Luxury fashion website Farfetch gets $397 million investment to push into China

José Neves, CEO and founder of Farfetch attends the 'First Monday In May' world premiere during the 2016 Tribeca Film Festival opening night at BMCC John Zuccotti Theatre on April 13, 2016 in New York City. (Photo byDimitrios Kambouris/Getty Images for Tribeca Film FestivalJosé Neves, CEO and founder of Farfetch.

LONDON — Online luxury fashion retailer Farfetch has raised close to $US400 million (£315.5 million) from one of China’s biggest e-commerce companies.

Farfetch announced on Thursday that online Chinese mall JD.com has invested $US397 million (£313 million) in the company, making JD.com one of Farfetch’s largest shareholders. The pair have also signed a “strategic partnership” that will help Farfetch crack China.

London-headquartered Farfetch is an e-commerce platform that pulls together luxury boutiques from around the world, letting the global elite virtually shop at over 700 shops in locations such as London, New York, and Paris.

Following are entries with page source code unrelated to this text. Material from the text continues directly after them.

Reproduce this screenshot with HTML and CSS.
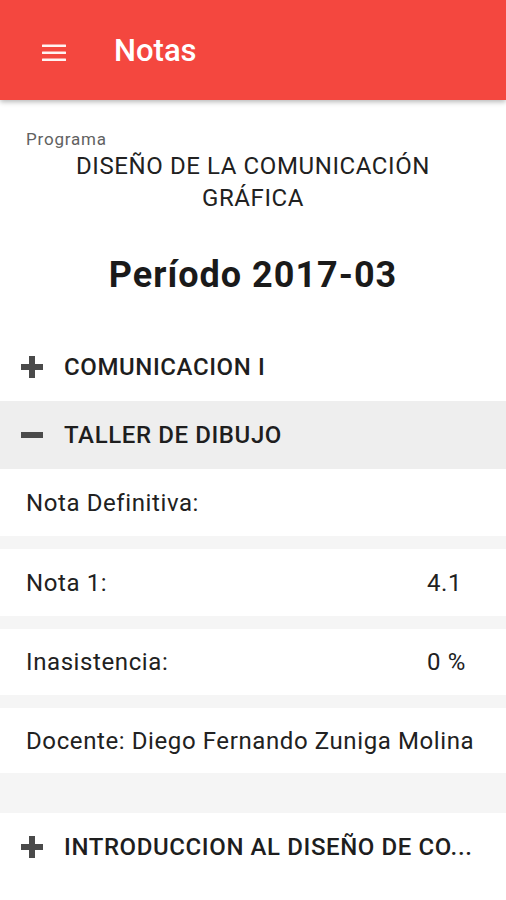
FILE: index.html
```html
<!DOCTYPE html>
<html lang="es">
<head>
<meta charset="utf-8">
<title>Notas</title>
<link rel="stylesheet" href="styles.css">
</head>
<body>
<header class="appbar">
  <svg class="menu-icon" width="24" height="18" viewBox="0 0 24 18" aria-hidden="true">
    <rect x="0" y="0.5" width="24" height="2.6" rx="0.5"/>
    <rect x="0" y="7.5" width="24" height="2.6" rx="0.5"/>
    <rect x="0" y="14.5" width="24" height="2.6" rx="0.5"/>
  </svg>
  <h1 class="appbar-title">Notas</h1>
</header>

<main class="content">
  <section class="program">
    <div class="program-label">Programa</div>
    <div class="program-name">DISEÑO DE LA COMUNICACIÓN<br>GRÁFICA</div>
    <h2 class="period">Período 2017-03</h2>
  </section>

  <section class="courses">
    <div class="course">
      <svg class="toggle" width="22" height="22" viewBox="0 0 22 22" aria-hidden="true">
        <rect x="0" y="8" width="22" height="6"/>
        <rect x="8" y="0" width="6" height="22"/>
      </svg>
      <span class="course-name">COMUNICACION I</span>
    </div>

    <div class="course course-open">
      <svg class="toggle" width="22" height="22" viewBox="0 0 22 22" aria-hidden="true">
        <rect x="0" y="8" width="22" height="6"/>
      </svg>
      <span class="course-name">TALLER DE DIBUJO</span>
    </div>

    <div class="details">
      <div class="detail-row">
        <span class="detail-label">Nota Definitiva:</span>
        <span class="detail-value"></span>
      </div>
      <div class="detail-row">
        <span class="detail-label">Nota 1:</span>
        <span class="detail-value">4.1</span>
      </div>
      <div class="detail-row row-b">
        <span class="detail-label">Inasistencia:</span>
        <span class="detail-value">0 %</span>
      </div>
      <div class="detail-row row-c">
        <span class="detail-label detail-full">Docente: Diego Fernando Zuniga Molina</span>
      </div>
    </div>

    <div class="course">
      <svg class="toggle" width="22" height="22" viewBox="0 0 22 22" aria-hidden="true">
        <rect x="0" y="8" width="22" height="6"/>
        <rect x="8" y="0" width="6" height="22"/>
      </svg>
      <span class="course-name">INTRODUCCION AL DISEÑO DE CO...</span>
    </div>
  </section>
</main>
</body>
</html>
```

FILE: styles.css
```css
* {
  box-sizing: border-box;
}

html, body {
  margin: 0;
  padding: 0;
  background: #ffffff;
}

body {
  width: 506px;
  height: 900px;
  overflow: hidden;
  font-family: Roboto, "Noto Sans", "Liberation Sans", sans-serif;
  color: #212121;
}

.appbar {
  height: 100px;
  background: #f4473f;
  display: flex;
  align-items: center;
  padding: 0 0 0 42px;
  box-shadow: 0 2px 5px rgba(0, 0, 0, 0.28);
  position: relative;
  z-index: 1;
}

.menu-icon {
  fill: #fff3f2;
  margin-top: 5px;
  flex: none;
}

.appbar-title {
  margin: 0 0 0 48px;
  font-size: 31px;
  font-weight: 500;
  color: #ffffff;
  line-height: 1;
}

.content {
  padding-top: 29px;
}

.program-label {
  padding-left: 26px;
  font-size: 17px;
  line-height: 21px;
  letter-spacing: 0.8px;
  color: #616161;
}

.program-name {
  margin-top: 0;
  text-align: center;
  font-size: 24px;
  line-height: 32px;
  letter-spacing: 0.6px;
  color: #212121;
}

.period {
  margin: 39px 0 0;
  text-align: center;
  font-size: 36px;
  line-height: 44px;
  letter-spacing: 1px;
  font-weight: 700;
  color: #1a1a1a;
}

.courses {
  margin-top: 36px;
}

.course {
  height: 68px;
  display: flex;
  align-items: center;
  padding-left: 21px;
}

.course-open {
  background: #eeeeee;
}

.toggle {
  fill: #4a4a4a;
  flex: none;
}

.course-name {
  margin-left: 21px;
  font-size: 24px;
  letter-spacing: 0.6px;
  font-weight: 500;
  color: #1e1e1e;
  white-space: nowrap;
}

.details {
  display: flex;
  flex-direction: column;
  gap: 13px;
  background: #f5f5f5;
  padding-bottom: 40px;
}

.detail-row {
  height: 67px;
  background: #ffffff;
  display: grid;
  grid-template-columns: 401px 1fr;
  align-items: center;
  padding-left: 26px;
  font-size: 24px;
  letter-spacing: 0.6px;
  color: #212121;
}

.row-b {
  height: 66px;
}

.row-c {
  height: 65px;
}

.detail-full {
  grid-column: 1 / 3;
  white-space: nowrap;
}
```
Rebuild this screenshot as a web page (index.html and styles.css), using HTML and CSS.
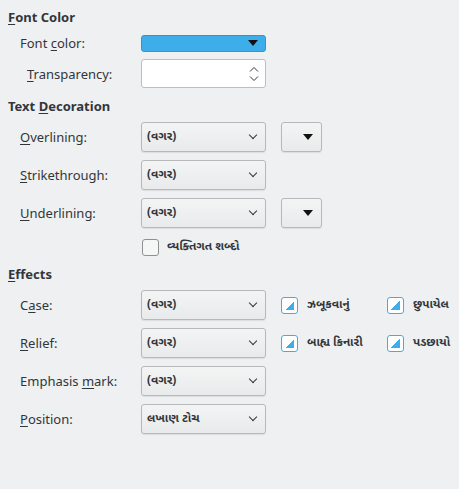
FILE: index.html
```html
<!DOCTYPE html>
<html lang="en">
<head>
    <meta charset="UTF-8">
    <meta name="viewport" content="width=device-width, initial-scale=1.0">
    <title>Font Effects</title>
    <link rel="stylesheet" href="styles.css">
</head>
<body>
    <div class="page">
        <div class="heading h-first"><u>F</u>ont Color</div>

        <div class="row row-color">
            <span class="label">Font <u>c</u>olor:</span>
            <button type="button" class="color-btn"><span class="tri"></span></button>
        </div>
        <div class="row row-spin">
            <span class="label label-indent"><u>T</u>ransparency:</span>
            <div class="spin">
                <span class="spin-arrows">
                    <svg width="10" height="16" viewBox="0 0 10 16"><path d="M1 5.5 L5 1.5 L9 5.5 M1 10.5 L5 14.5 L9 10.5" fill="none" stroke="#31363b" stroke-width="1"/></svg>
                </span>
            </div>
        </div>

        <div class="heading h-next">Text <u>D</u>ecoration</div>

        <div class="row">
            <span class="label"><u>O</u>verlining:</span>
            <div class="select"><span class="gu">(વગર)</span><span class="chev"></span></div>
            <button type="button" class="small-btn"><span class="tri"></span></button>
        </div>
        <div class="row">
            <span class="label"><u>S</u>trikethrough:</span>
            <div class="select"><span class="gu">(વગર)</span><span class="chev"></span></div>
        </div>
        <div class="row">
            <span class="label"><u>U</u>nderlining:</span>
            <div class="select"><span class="gu">(વગર)</span><span class="chev"></span></div>
            <button type="button" class="small-btn"><span class="tri"></span></button>
        </div>
        <div class="row row-check">
            <span class="label"></span>
            <span class="check"></span>
            <span class="gu check-text">વ્યક્તિગત શબ્દો</span>
        </div>

        <div class="heading h-next"><u>E</u>ffects</div>

        <div class="row">
            <span class="label">C<u>a</u>se:</span>
            <div class="select"><span class="gu">(વગર)</span><span class="chev"></span></div>
            <div class="opt opt-first"><span class="check partial"></span><span class="gu">ઝબૂકવાનું</span></div>
            <div class="opt"><span class="check partial"></span><span class="gu">છુપાયેલ</span></div>
        </div>
        <div class="row">
            <span class="label"><u>R</u>elief:</span>
            <div class="select"><span class="gu">(વગર)</span><span class="chev"></span></div>
            <div class="opt opt-first"><span class="check partial"></span><span class="gu">બાહ્ય કિનારી</span></div>
            <div class="opt"><span class="check partial"></span><span class="gu">પડછાયો</span></div>
        </div>
        <div class="row">
            <span class="label">Emphasis <u>m</u>ark:</span>
            <div class="select"><span class="gu">(વગર)</span><span class="chev"></span></div>
        </div>
        <div class="row">
            <span class="label"><u>P</u>osition:</span>
            <div class="select"><span class="gu">લખાણ ટોચ</span><span class="chev"></span></div>
        </div>
    </div>
</body>
</html>
```

FILE: styles.css
```css
body {
    margin: 0;
    background-color: #eff0f1;
    color: #31363b;
    font-family: "Noto Sans", sans-serif;
    font-size: 13px;
}

.page {
    padding: 8px;
    display: flex;
    flex-direction: column;
}

u {
    text-underline-offset: 2px;
}

.heading {
    height: 18px;
    line-height: 18px;
    font-weight: bold;
}

.h-next {
    margin-top: 9px;
}

.h-next + .row {
    margin-top: 7px;
}

.row {
    display: flex;
    align-items: center;
    height: 30px;
    margin-top: 8px;
}

.row-color {
    margin-top: 2px;
}

.row-spin {
    margin-top: 1px;
    height: 29px;
}

.row-check {
    height: 22px;
}

.row-check + .heading {
    margin-top: 7px;
}

.label {
    width: 121px;
    padding-left: 12px;
    flex-shrink: 0;
}

.label-indent {
    padding-left: 19px;
    width: 114px;
}

.gu {
    font-family: "Noto Sans Gujarati", "Lohit Gujarati", "Noto Sans", sans-serif;
    font-size: 11.8px;
    font-weight: bold;
    white-space: nowrap;
}

.color-btn {
    width: 125px;
    height: 17px;
    border: 1px solid #3496cc;
    border-radius: 3px;
    background-color: #3daee9;
    padding: 0 7px 0 0;
    display: flex;
    justify-content: flex-end;
    align-items: center;
}

.tri {
    width: 0;
    height: 0;
    border-left: 5px solid transparent;
    border-right: 5px solid transparent;
    border-top: 6px solid #111;
}

.spin {
    width: 125px;
    height: 29px;
    box-sizing: border-box;
    background: #fff;
    border: 1px solid #bcbebf;
    border-radius: 3px;
    display: flex;
    justify-content: flex-end;
    align-items: center;
    padding-right: 6px;
}

.spin-arrows svg {
    display: block;
}

.select {
    width: 125px;
    height: 30px;
    flex-shrink: 0;
    box-sizing: border-box;
    border: 1px solid #b6b8ba;
    border-radius: 3px;
    background: linear-gradient(#f3f4f4, #e9eaeb);
    display: flex;
    align-items: center;
    justify-content: space-between;
    padding: 0 9px 0 5px;
    box-shadow: 0 1px 1px rgba(0, 0, 0, 0.08);
}

.chev {
    width: 5px;
    height: 5px;
    border-right: 1px solid #31363b;
    border-bottom: 1px solid #31363b;
    transform: rotate(45deg);
    margin-top: -4px;
}

.small-btn {
    width: 41px;
    height: 30px;
    margin-left: 15px;
    border: 1px solid #b6b8ba;
    border-radius: 3px;
    background: linear-gradient(#f3f4f4, #e9eaeb);
    display: flex;
    justify-content: flex-end;
    align-items: center;
    padding: 0 8px 0 0;
    box-shadow: 0 1px 1px rgba(0, 0, 0, 0.08);
}

.check {
    width: 17px;
    height: 17px;
    box-sizing: border-box;
    border: 1px solid #8e9194;
    border-radius: 3px;
    background: #f5f6f6;
    margin-left: 1px;
    flex-shrink: 0;
}

.check-text {
    margin-left: 8px;
}

.check.partial {
    border: 1px solid #3daee9;
    background: linear-gradient(to bottom right, #fff 50%, #3daee9 50%) content-box, #fff;
    padding: 3px;
    margin-left: 0;
}

.opt {
    display: flex;
    align-items: center;
    gap: 9px;
    flex-shrink: 0;
}

.opt-first {
    margin-left: 15px;
    width: 106px;
}
```
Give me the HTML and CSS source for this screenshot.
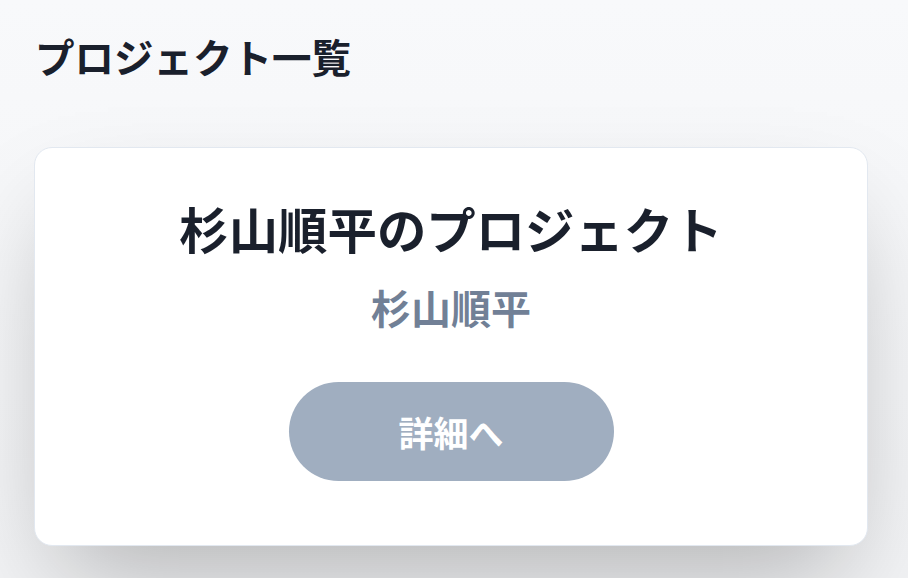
FILE: index.html
```html
<!DOCTYPE html>
<html lang="ja">
<head>
<meta charset="utf-8">
<title>プロジェクト一覧</title>
<link rel="stylesheet" href="styles.css">
</head>
<body>
<main class="page">
  <h1 class="page-title">プロジェクト一覧</h1>
  <section class="card">
    <h2 class="card-title">杉山順平のプロジェクト</h2>
    <p class="card-owner">杉山順平</p>
    <a class="card-button" href="#">詳細へ</a>
  </section>
</main>
</body>
</html>
```
FILE: styles.css
```css
* { box-sizing: border-box; }
html, body {
  margin: 0;
  height: 100%;
}
body {
  font-family: "Noto Sans CJK JP", "Noto Sans", sans-serif;
  background: linear-gradient(180deg, #f8f9fb 0%, #f2f3f5 100%);
  overflow: hidden;
}
.page {
  padding: 27px 40px 0 34px;
  display: flex;
  flex-direction: column;
}
.page-title {
  margin: 0 0 0 1px;
  font-size: 39.5px;
  line-height: 57px;
  font-weight: 700;
  color: #1a202c;
}
.card {
  margin-top: 63px;
  background: #fff;
  border: 1px solid #e2e8f0;
  border-radius: 18px;
  box-shadow: 0 50px 100px -24px rgba(0, 0, 0, 0.27);
  padding: 44px 0 64px;
  display: flex;
  flex-direction: column;
  align-items: center;
}
.card-title {
  margin: 0;
  font-size: 49.4px;
  line-height: 72px;
  font-weight: 700;
  color: #1a202c;
}
.card-owner {
  margin: 15px 0 0;
  font-size: 40px;
  line-height: 57px;
  font-weight: 700;
  color: #718096;
}
.card-button {
  margin-top: 46px;
  width: 325px;
  height: 99px;
  border-radius: 50px;
  background: #a0aec0;
  color: #fff;
  font-size: 35px;
  font-weight: 700;
  text-decoration: none;
  display: flex;
  align-items: center;
  justify-content: center;
}
```
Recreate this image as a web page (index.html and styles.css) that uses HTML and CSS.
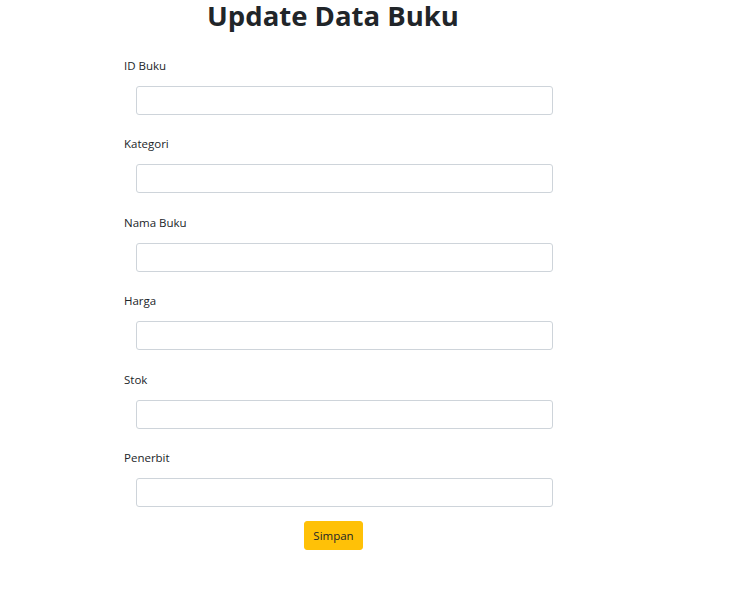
FILE: index.html
```html
<!DOCTYPE html>
<html lang="id">
<head>
<meta charset="utf-8">
<title>Update Data Buku</title>
<link rel="stylesheet" href="styles.css">
</head>
<body>
<div class="wrap">
  <h1 class="title">Update Data Buku</h1>
  <form class="form">
    <div class="group">
      <label class="label">ID Buku</label>
      <input class="input" type="text">
    </div>
    <div class="group">
      <label class="label">Kategori</label>
      <input class="input" type="text">
    </div>
    <div class="group">
      <label class="label">Nama Buku</label>
      <input class="input" type="text">
    </div>
    <div class="group">
      <label class="label">Harga</label>
      <input class="input" type="text">
    </div>
    <div class="group">
      <label class="label">Stok</label>
      <input class="input" type="text">
    </div>
    <div class="group last">
      <label class="label">Penerbit</label>
      <input class="input" type="text">
    </div>
    <div class="actions">
      <button class="btn" type="button">Simpan</button>
    </div>
  </form>
</div>
</body>
</html>
```
FILE: styles.css
```css
html, body {
  margin: 0;
  padding: 0;
  background: #ffffff;
}
body {
  font-family: "Open Sans", "Noto Sans", "Liberation Sans", sans-serif;
  color: #212529;
}
.wrap {
  width: 418px;
  margin-left: 124px;
}
.title {
  margin: 0;
  font-size: 27.5px;
  line-height: 32px;
  font-weight: 700;
  text-align: center;
  color: #212529;
}
.form {
  margin-top: 25px;
}
.group {
  display: flex;
  flex-direction: column;
  align-items: flex-start;
  margin-bottom: 20.4px;
}
.group.last {
  margin-bottom: 14px;
}
.label {
  font-size: 11.5px;
  line-height: 18px;
  margin-bottom: 11px;
}
.input {
  box-sizing: border-box;
  margin-left: 12px;
  width: 417px;
  height: 29px;
  border: 1px solid #ced4da;
  border-radius: 3px;
  background: #fff;
  padding: 0 8px;
  font: inherit;
}
.actions {
  display: flex;
  justify-content: center;
  padding-left: 1px;
}
.btn {
  box-sizing: border-box;
  width: 59px;
  height: 29px;
  background: #ffc107;
  border: 1px solid #ffc107;
  border-radius: 3px;
  font-family: "Open Sans", "Noto Sans", "Liberation Sans", sans-serif;
  font-size: 11.5px;
  color: #212529;
  padding: 0;
}
```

The company is already active in China but says in a release that the JD.com partnership will help “drive further brand awareness, traffic and sales for Farfetch in the market.” Farfetch highlights JD.com’s logistical expertise in China, where it offers same-day delivery, as a particularly powerful boost.

José Neves, founder and CEO of Farfetch, says in a statement: “China is the world’s second largest luxury market, and we are delighted to have such a respected partner, known for its strict protection of IP, with whom to address Chinese luxury consumers.

“This partnership addresses the market’s challenges by combining the Farfetch brand and curation with the scale and influence of the foremost Chinese e-commerce giant.”

For JD.com, the deal helps it push further into the luxury market. The company is a little like Amazon in China but is better known for consumer electronics and mid-market clothing than luxury, something it is trying to change.

Richard Liu, chairman and CEO of JD.com, says in a statement: “As part of our major luxury push, we could not have found a stronger online partner than Farfetch. We have always believed that the long-term trend of Chinese e-commerce is towards quality over price and this partnership with Farfetch further extends our lead in the battle for the future of China’s upwardly mobile consumers.”

Liu is joining Farfetch’s board as part of the deal.

Founded in 2008, Farfetch’s most recent public accounts show it lost £28.6 million on revenues of £87.1 million in 2015. The company was valued at $US1.5 billion (£1.1 billion) in a funding round last year, making it one of Britain’s few “unicorns” — private companies worth over $US1 billion. Valuation is not disclosed in the JD.com deal.

JD.com, founded in 1998, had revenues of $US11.6 billion (£9.1 billion) in the final quarter of 2016. The Beijing-headquartered company is listed on New York’s Nasdaq stock exchange, where it has a market capitalisation of $US57.6 billion (£45.4 billion).